40 bit addressing means how much memory can be addressed - seen and access by the processor. 36 bits was 64 GBs, or 64 billion unique locations on Bobcat. 40 bit is 1 TB, or a trillion unique locations. That has nothing to do with data moving around, which is determined by the memory system and bus widths and whatnot at however many bits per clock. You'll be reading/writing so many bits to/from RAM and so many to/from caches. Even if Jaguar was maybe reading 40 bits at a time instead of 64, which I guess is what you're saying, if you have a 64 bit number you still need to read the whole thing in. And if it's 32 bits, how does a 40 bit read help??
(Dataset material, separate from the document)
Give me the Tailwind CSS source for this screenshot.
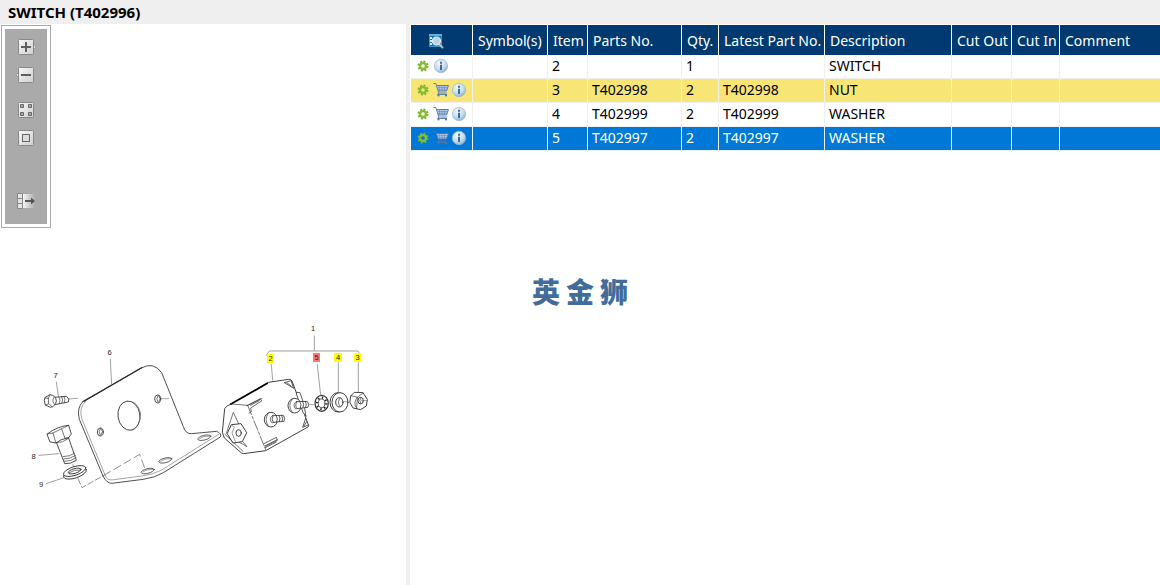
<!DOCTYPE html>
<html lang="en">
<head>
    <meta charset="UTF-8">
    <meta name="viewport" content="width=device-width, initial-scale=1.0">
    <title>SWITCH (T402996)</title>
    <script src="https://cdn.jsdelivr.net/npm/@tailwindcss/browser@4"></script>
</head>
<body class="relative min-h-screen flex flex-col bg-white text-black text-sm font-['Noto_Sans','Noto_Sans_CJK_SC',sans-serif]">
    <!-- Shared icons -->
    <svg class="absolute size-0" aria-hidden="true">
        <defs>
            <linearGradient id="key" x1="0" y1="0" x2="1" y2="1">
                <stop offset="0" stop-color="#f8f8f8"/>
                <stop offset="1" stop-color="#cfcfcf"/>
            </linearGradient>
            <linearGradient id="fade">
                <stop offset="0" stop-color="#f4f4f4"/>
                <stop offset="1" stop-color="#ababab"/>
            </linearGradient>
            <radialGradient id="ball" cx="0.4" cy="0.3" r="0.75">
                <stop offset="0" stop-color="#f4f9fd"/>
                <stop offset="0.6" stop-color="#c5dcec"/>
                <stop offset="1" stop-color="#86abc9"/>
            </radialGradient>
        </defs>
        <symbol id="gear" viewBox="0 0 16 16">
            <circle cx="8" cy="8" r="4.5" fill="none" stroke="#76b52b" stroke-width="2" stroke-dasharray="1.9 1.634"/>
            <circle cx="8" cy="8" r="3" fill="none" stroke="#84bd32" stroke-width="2.4"/>
        </symbol>
        <symbol id="cart" viewBox="0 0 16 16">
            <path d="M3.5 3.5h12l-2 5.500H5z" fill="#b4cbe6"/>
            <path d="M4.500 5.500h10M5 7.300h9M6.500 3.500v5.500M9 3.500v5.500M11.500 3.500v5.500" fill="none" stroke="#6f94c2" stroke-width="0.7"/>
            <path d="M0.5 1.500h2.300l3 9.500h8M3.500 3.500h12l-2 5.500H5.200M5.800 11l-1.300 1.500h9.500" fill="none" stroke="#4e77aa" stroke-width="0.9"/>
            <circle cx="5.500" cy="13.500" r="1.100" fill="#4e77aa"/>
            <circle cx="13" cy="13.500" r="1.100" fill="#4e77aa"/>
        </symbol>
        <symbol id="info" viewBox="0 0 16 16">
            <circle cx="8" cy="8" r="6.700" fill="url(#ball)" stroke="#9bb9d2" stroke-width="0.7"/>
            <path d="M7 3.700h2v2H7zM7 6.800h2v5.200H7z" fill="#386b9b"/>
        </symbol>
    </svg>

    <!-- Title -->
    <header class="h-6 px-2 bg-[#efefef]">
        <h1 class="font-bold text-[15px] leading-6">SWITCH (T402996)</h1>
    </header>

    <main class="flex flex-1">
        <!-- Illustration -->
        <section class="w-[35%] shrink-0">
            <div class="mt-px ml-px w-[50px] border border-[#aaa] p-[3px]">
                <div class="flex flex-col items-center bg-[#aaa] pt-[10px] pb-[15px]">
                    <button type="button" aria-label="Zoom in" class="h-4">
                        <svg class="w-5 h-4" viewBox="-2 0 20 16">
                            <path d="M15 5l3 3-3 3z" fill="#ddd" stroke="#888" stroke-width="0.6"/>
                            <rect x="0.5" y="0.5" width="15" height="15" rx="1" fill="url(#key)" stroke="#888"/>
                            <path d="M8 3v10M3 8h10" stroke="#606060" stroke-width="2"/>
                        </svg>
                    </button>
                    <button type="button" aria-label="Zoom out" class="h-4 mt-3">
                        <svg class="w-5 h-4" viewBox="-2 0 20 16">
                            <path d="M1 5l-3 3 3 3z" fill="#ddd" stroke="#888" stroke-width="0.6"/>
                            <rect x="0.5" y="0.5" width="15" height="15" rx="1" fill="url(#key)" stroke="#888"/>
                            <path d="M3 8h10" stroke="#606060" stroke-width="2"/>
                        </svg>
                    </button>
                    <button type="button" aria-label="Fit to window" class="h-4 mt-[19px]">
                        <svg class="w-5 h-4" viewBox="-2 0 20 16">
                            <rect x="0.5" y="0.5" width="15" height="15" rx="1" fill="url(#key)" stroke="#888"/>
                            <path d="M2.500 2.500h3v3h-3zM10.500 2.500h3v3h-3zM2.500 10.500h3v3h-3zM10.500 10.500h3v3h-3z" fill="#aaa" stroke="#666"/>
                        </svg>
                    </button>
                    <button type="button" aria-label="Actual size" class="h-4 mt-3">
                        <svg class="w-5 h-4" viewBox="-2 0 20 16">
                            <rect x="0.5" y="0.5" width="15" height="15" rx="1" fill="url(#key)" stroke="#888"/>
                            <rect x="4.500" y="4.500" width="7" height="7" fill="#ddd" stroke="#666"/>
                        </svg>
                    </button>
                    <button type="button" aria-label="Hide list" class="h-4 mt-[47px]">
                        <svg class="w-5 h-4" viewBox="-2 0 20 16">
                            <path d="M5 1h12v14H5z" fill="url(#fade)"/>
                            <path d="M-0.500 0.500h5v15h-5zM-0.500 5.500h5M-0.500 10.500h5" fill="#e4e4e4" stroke="#888"/>
                            <path d="M7 7h6V4.500l4 3.500-4 3.500V9H7z" fill="#555"/>
                        </svg>
                    </button>
                </div>
            </div>

            <svg class="w-full mt-[72px]" viewBox="0 300 406 220" fill="none" stroke="#333" stroke-linejoin="round" stroke-linecap="round" font-family="Liberation Sans, sans-serif" font-size="7.500">
                <!-- Bracket, bolts and washer -->
                <g transform="translate(20 340) scale(0.33333)" stroke-width="2.600">
                    <path d="M189 184L362 85Q400 63 425 98L490 260Q497 282 514 281L590 274Q606 281 601 291L430 398Q405 413 370 418L275 430Q260 430 249 408L178 238Q169 204 189 184z" fill="#fff"/>
                    <path d="M197 183Q175 205 186 238L258 412Q263 421 275 420L365 408Q400 404 425 390L596 283" stroke="#777" stroke-width="2"/>
                    <path d="M192 184L365 83" stroke="#222" stroke-width="3.500"/>
                    <ellipse cx="327" cy="227" rx="33" ry="44" transform="rotate(-8 327 227)"/>
                    <path d="M322 184Q352 181 361 217Q364 254 337 271" stroke="#666" stroke-width="2"/>
                    <ellipse cx="241" cy="276" rx="9" ry="12"/><path d="M241 266q-8 9 0 20m3-20q7 9 0 18" stroke-width="2"/>
                    <ellipse cx="413" cy="177" rx="9" ry="12"/><path d="M414 167q-8 9 0 20m3-20q7 9 0 18" stroke-width="2"/>
                    <path d="M424 176h22M142 177l32-2" stroke="#777" stroke-width="2"/>
                    <g stroke-width="2.200">
                        <ellipse cx="383" cy="393" rx="20" ry="7" transform="rotate(-14 383 393)"/>
                        <path d="M369 396q12-10 30-7" stroke="#777"/>
                        <ellipse cx="436" cy="361" rx="20" ry="7" transform="rotate(-14 436 361)"/>
                        <path d="M422 364q12-10 30-7" stroke="#777"/>
                        <ellipse cx="553" cy="293" rx="20" ry="7" transform="rotate(-14 553 293)"/>
                        <path d="M539 296q12-10 30-7" stroke="#777"/>
                    </g>
                    <path d="M159 374l4 18M174 416l12 27 64-36" stroke="#555" stroke-width="2" stroke-dasharray="18 7"/>
                    <path d="M250 407L359 343l16 44" stroke="#555" stroke-width="2" stroke-dasharray="24 12"/>
                    <!-- screw 7 -->
                    <path d="M102 172l38-3q10 8 5 17l-40 8" fill="#fff"/>
                    <path d="M76 172l14-8q18 3 19 19-2 16-18 19l-15-7-3-12z" fill="#fff"/>
                    <path d="M76 174l9 1 5-11M85 175l1 16-10 4M86 191l10 9M102 172q-9 12 3 22M117 171q6 9 1 20M125 170q6 9 1 19M132 170q6 9 1 18" stroke-width="2"/>
                    <!-- bolt 8 -->
                    <path d="M109 307l25 64q17 2 35-10l-23-67" fill="#fff"/>
                    <path d="M82 282q29-23 64-26l8 26-8 11q-27 5-38 16l-17-3z" fill="#fff"/>
                    <path d="M82 282l17-3 26-13 21-10M99 279l8 28M125 267l10 28M135 295l11-2M129 350q20 0 34-10M131 357q20 0 35-10M133 364q20 0 35-10M108 308q20 2 38-13" stroke-width="2"/>
                    <!-- washer 9 -->
                    <ellipse cx="165" cy="400" rx="36" ry="14" transform="rotate(-18 165 400)" fill="#fff"/>
                    <ellipse cx="164" cy="393" rx="35" ry="13" transform="rotate(-18 164 393)" fill="#fff"/>
                    <ellipse cx="164" cy="393" rx="20" ry="7" transform="rotate(-16 164 393)"/>
                    <path d="M148 398q14-10 33-8" stroke-width="2"/>
                    <path d="M271 58l4 75M109 126l6 41M57 346l60-5M78 431l54-18" stroke="#888" stroke-width="2.400"/>
                </g>
                <!-- Switch body -->
                <g transform="translate(215 320) scale(0.33333)" stroke-width="2.800">
                    <path d="M48 252L160 187 221 178Q228 177 231 183L281 317 279 321 152 392 85 401Q79 400 75 395L28 354 22 337 29 266Q32 258 48 252z" fill="#fff"/>
                    <path d="M48 252L157 190" stroke="#000" stroke-width="5"/>
                    <path d="M48 252L98 256M98 256L141 235M34 340L55 277 76 322M30 343L84 394M76 356l20 24-28-16" stroke-width="2"/>
                    <path d="M98 256L152 389" stroke-width="2" stroke-dasharray="30 6 8 6"/>
                    <path d="M96 257l40-21 4 7-33 21 2 11-7 4M106 256l27-14M147 371l37-19 3 9-35 18M149 378l38-19M151 383l33-17" stroke-width="2.200"/>
                    <path d="M208 188l20-6 8 23-28-17M216 188l12 10M272 295l-9 27 17-7M267 318l8-13" stroke-width="2.400"/>
                    <path d="M245 217l10 1 12 35 6 36-9-12-19-53z" fill="#fff" stroke-width="2.400"/>
                    <path d="M37 340l12-26 29-3 17 27-13 27-27 4z" fill="#fff"/>
                    <path d="M49 314l9 8-7 17 10 25" stroke="#666" stroke-width="2"/>
                    <ellipse cx="71" cy="339" rx="8" ry="10"/>
                    <!-- studs -->
                    <ellipse cx="168" cy="299" rx="20" ry="22" fill="#fff"/>
                    <path d="M160 280q-14 18 0 38M172 287q-12 10-1 22l8-3" stroke-width="2"/>
                    <path d="M174 287l31-1q7 8 2 18l-32 3q-7-8-1-20zM184 287q6 9 1 19M192 286q6 9 1 19M200 286q6 9 1 18" fill="#fff" stroke-width="2.400"/>
                    <ellipse cx="239" cy="257" rx="20" ry="22" fill="#fff"/>
                    <path d="M231 238q-14 18 0 38M243 245q-12 10-1 22l8-3" stroke-width="2"/>
                    <path d="M245 245l32-1q7 8 2 18l-33 4q-7-8-1-21zM255 245q6 9 1 19M263 244q6 9 1 19M271 244q6 9 1 18" fill="#fff" stroke-width="2.400"/>
                    <!-- lock washer 5 -->
                    <ellipse cx="320" cy="250" rx="20" ry="24" fill="#fff" stroke-width="3.500"/>
                    <ellipse cx="320" cy="250" rx="14" ry="17" stroke="#222" stroke-width="7" stroke-dasharray="4 8" stroke-linecap="butt"/>
                    <ellipse cx="320" cy="250" rx="10" ry="13" stroke-width="2.400"/>
                    <!-- washer 4 -->
                    <ellipse cx="369" cy="247" rx="24" ry="29" fill="#fff"/>
                    <ellipse cx="375" cy="247" rx="24" ry="29" fill="#fff"/>
                    <ellipse cx="373" cy="247" rx="11" ry="14"/><path d="M376 234q-12 12 0 26" stroke-width="2"/>
                    <!-- nut 3 -->
                    <path d="M408 227l10-10 26 1 13 20-3 20-17 11-23-5-9-16z" fill="#fff"/>
                    <path d="M408 227l19 5 17-13M427 232l-2 34M427 232q-14 15-2 34" stroke-width="2"/>
                    <ellipse cx="437" cy="242" rx="8" ry="10"/><path d="M438 233q-8 9 0 18" stroke-width="2"/>
                    <path d="M283 254h14M327 251h14M383 245h15M440 242h17" stroke="#777" stroke-width="2"/>
                    <path d="M298 48v43M154 106l9-13h266l8 12M169 134l4 47M307 134l10 92M370 128v90M430 128v88" stroke="#888" stroke-width="2.400"/>
                </g>
                <!-- Callouts -->
                <g stroke="none">
                    <path d="M267 354h7v9h-7zM334 353h8v9h-8zM354 353h7v9h-7z" fill="#ff0"/>
                    <path d="M313 353h7v9h-7z" fill="#f77"/>
                </g>
                <g fill="#222" stroke="none" text-anchor="middle">
                    <text x="313" y="331">1</text>
                    <text x="270.500" y="361">2</text>
                    <text x="316.500" y="360">5</text>
                    <text x="338" y="360">4</text>
                    <text x="357.500" y="360">3</text>
                    <text x="109.500" y="355">6</text>
                    <text x="55.500" y="378">7</text>
                    <text x="33.500" y="459">8</text>
                    <text x="41" y="487">9</text>
                </g>
            </svg>
        </section>

        <!-- Parts list -->
        <section class="flex-1 min-w-0 border-l-4 border-[#efefef] pt-px pl-px">
            <table class="w-full table-fixed border-separate border-spacing-0 text-left whitespace-nowrap">
                <colgroup>
                    <col class="w-[62px]">
                    <col class="w-[75px]">
                    <col class="w-[40px]">
                    <col class="w-[94px]">
                    <col class="w-[37px]">
                    <col class="w-[106px]">
                    <col class="w-[127px]">
                    <col class="w-[60px]">
                    <col class="w-[48px]">
                    <col>
                </colgroup>
                <thead class="bg-[#003a70] text-white [&_th]:h-[30px] [&_th]:p-0 [&_th]:pt-px [&_th]:pl-[5px] [&_th]:leading-5 [&_th]:font-normal [&_th]:border-r [&_th]:border-white [&_th:last-child]:border-r-0">
                    <tr>
                        <th>
                            <button type="button" aria-label="Search parts" class="block ml-3 size-4">
                                <svg class="size-4" viewBox="0 0 16 16">
                                    <path d="M1.500 1.500h12v12h-12z" fill="#1e6fa5" stroke="#3a9bd0"/>
                                    <path d="M1 1h13v2H1z" fill="#58b4df"/>
                                    <path d="M2 4h2v2H2zM2 7h2v2H2zM2 10h2v2H2z" fill="#d5ebf7"/>
                                    <path d="M11 11l4 4" stroke="#b7bcc2" stroke-width="2"/>
                                    <circle cx="8.500" cy="8" r="4" fill="#b9d3e3" stroke="#e8eef2" stroke-width="1.200"/>
                                </svg>
                            </button>
                        </th>
                        <th>Symbol(s)</th>
                        <th>Item</th>
                        <th>Parts No.</th>
                        <th>Qty.</th>
                        <th>Latest Part No.</th>
                        <th>Description</th>
                        <th>Cut Out</th>
                        <th>Cut In</th>
                        <th>Comment</th>
                    </tr>
                </thead>
                <tbody class="[&_td]:h-6 [&_td]:p-0 [&_td]:pl-1 [&_td]:align-top [&_td]:leading-[22px] [&_td]:border-r [&_td]:border-b [&_td]:border-[#efefef] [&_td:last-child]:border-r-0">
                    <tr>
                        <td>
                            <div class="flex items-center gap-0.5 h-[22px]">
                                <button type="button" aria-label="Options"><svg class="size-4"><use href="#gear"/></svg></button>
                                <button type="button" aria-label="Information"><svg class="size-4"><use href="#info"/></svg></button>
                            </div>
                        </td>
                        <td></td>
                        <td>2</td>
                        <td></td>
                        <td>1</td>
                        <td></td>
                        <td>SWITCH</td>
                        <td></td>
                        <td></td>
                        <td></td>
                    </tr>
                    <tr class="bg-[#f7e675]">
                        <td>
                            <div class="flex items-center gap-0.5 h-[22px]">
                                <button type="button" aria-label="Options"><svg class="size-4"><use href="#gear"/></svg></button>
                                <button type="button" aria-label="Add to cart"><svg class="size-4"><use href="#cart"/></svg></button>
                                <button type="button" aria-label="Information"><svg class="size-4"><use href="#info"/></svg></button>
                            </div>
                        </td>
                        <td></td>
                        <td>3</td>
                        <td>T402998</td>
                        <td>2</td>
                        <td>T402998</td>
                        <td>NUT</td>
                        <td></td>
                        <td></td>
                        <td></td>
                    </tr>
                    <tr>
                        <td>
                            <div class="flex items-center gap-0.5 h-[22px]">
                                <button type="button" aria-label="Options"><svg class="size-4"><use href="#gear"/></svg></button>
                                <button type="button" aria-label="Add to cart"><svg class="size-4"><use href="#cart"/></svg></button>
                                <button type="button" aria-label="Information"><svg class="size-4"><use href="#info"/></svg></button>
                            </div>
                        </td>
                        <td></td>
                        <td>4</td>
                        <td>T402999</td>
                        <td>2</td>
                        <td>T402999</td>
                        <td>WASHER</td>
                        <td></td>
                        <td></td>
                        <td></td>
                    </tr>
                    <tr class="bg-[#0078d7] text-white">
                        <td>
                            <div class="flex items-center gap-0.5 h-[22px]">
                                <button type="button" aria-label="Options"><svg class="size-4"><use href="#gear"/></svg></button>
                                <button type="button" aria-label="Add to cart"><svg class="size-4"><use href="#cart"/></svg></button>
                                <button type="button" aria-label="Information"><svg class="size-4"><use href="#info"/></svg></button>
                            </div>
                        </td>
                        <td></td>
                        <td>5</td>
                        <td>T402997</td>
                        <td>2</td>
                        <td>T402997</td>
                        <td>WASHER</td>
                        <td></td>
                        <td></td>
                        <td></td>
                    </tr>
                </tbody>
            </table>
        </section>
    </main>

    <!-- Watermark -->
    <div class="absolute inset-0 flex items-center justify-center gap-[6px] pb-1 pointer-events-none text-[28px] leading-none font-black text-[#426d9b] font-['Noto_Sans_CJK_SC',sans-serif]" lang="zh">
        <span>英</span><span>金</span><span>狮</span>
    </div>
</body>
</html>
If you don't have the technical know-how to make a technical argument in favour of Jaguar, please refrain from posting. Feel free to believe what you want but there's no discussion to be had.
 
But HDDs are not evolving anymore to allow large asset streaming. Actually they are degrading in performance (shingled magnetic recording). And I doubt SSDs will be cheap enough.
There is still an increase in transfer rate every time they improve the tracks linear data density. Shingle didn't, but the latest 5400 2.5 can do 130MB/s which is much better than the launch 500GB specs. With HAMR there should be another (small) increase too.

But yeah, it's not really improving enough. Which is why a lot are proposing a tiered storage area with something like a 2TB hdd and 128GB flash. Copying the next level/area to flash while playing should be usable. Something developer-controlled instead of the unpredictable block-cache of hybrid drives.
 
Because supposedly in 2020 they'll have access to a new "next-gen" GPU architecture instead of old GCN 6 found in Navi

AMD-2018-GPU-roadmap.jpg


https://wccftech.com/amd-new-major-gpu-architecture-to-succeed-gcn-by-2020-2021/
hmm interesting.
I've been looking around here on the graphics forum and couldn't find a thread on this. Is there anywhere discussing this next gen post Navi? Curious to learn more if the information is available.
Also seems like a good area to begin 'next gen'.
 
There are a few mentions of the next gen in the Navi thread, since its the next box after Navi. There's not been much else to go on, and I wouldn't expect that to be more than a placeholder name.
The claim that it is not GCN is a more recent one, and whether that's worth starting a thread over might also come down to the source's credibility.
 
but the latest 5400 2.5 can do 130MB/s which is much better than the launch 500GB specs.
It's also roughly as good as my 10k RPM 1TB Raptor drives, or maybe even better, I'm not sure what the linear transfer rate is. My drives should still beat these on access time/IOPS tho, but they're getting rather obsolete these days.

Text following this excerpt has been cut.